Deep Polycuboid Fitting for Compact 3D Representation of Indoor Scenes
Gahye Lee, Hyejeong Yoon, Jungeon Kim, Seungyong Lee
TL;DR
The paper introduces a deep learning framework to represent indoor scenes as compact polycuboids by first labeling cuboid faces with a transformer and then using a graph neural network to infer spatial relations among faces. Detected faces are aggregated into polycuboid instances and reconstructed as rectilinear meshes, enabling lightweight, editable scene representations. A synthetic polycuboid dataset trains the networks, with demonstrated generalization to real data from ScanNet, Replica, and iPhone captures, supporting applications such as virtual room tours and scene editing. The approach achieves faithful geometry capture with substantially fewer primitives than dense meshes, offering efficient, controllable scene abstractions for downstream AR/VR tasks.
Abstract
This paper presents a novel framework for compactly representing a 3D indoor scene using a set of polycuboids through a deep learning-based fitting method. Indoor scenes mainly consist of man-made objects, such as furniture, which often exhibit rectilinear geometry. This property allows indoor scenes to be represented using combinations of polycuboids, providing a compact representation that benefits downstream applications like furniture rearrangement. Our framework takes a noisy point cloud as input and first detects six types of cuboid faces using a transformer network.
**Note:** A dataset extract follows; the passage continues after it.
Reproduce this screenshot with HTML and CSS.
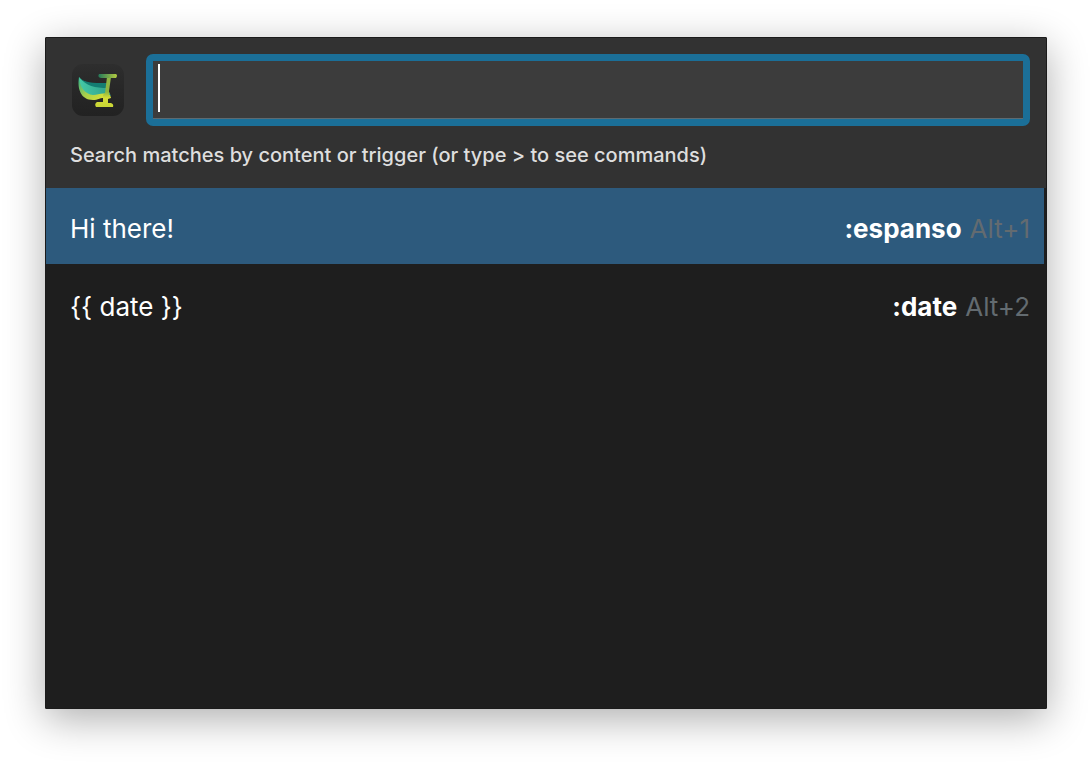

Then, a graph neural network is used to validate the spatial relationships of the detected faces to form potential polycuboids. Finally, each polycuboid instance is reconstructed by forming a set of boxes based on the aggregated face labels. To train our networks, we introduce a synthetic dataset encompassing a diverse range of cuboid and polycuboid shapes that reflect the characteristics of indoor scenes. Our framework generalizes well to real-world indoor scene datasets, including Replica, ScanNet, and scenes captured with an iPhone. The versatility of our method is demonstrated through practical applications, such as virtual room tours and scene editing.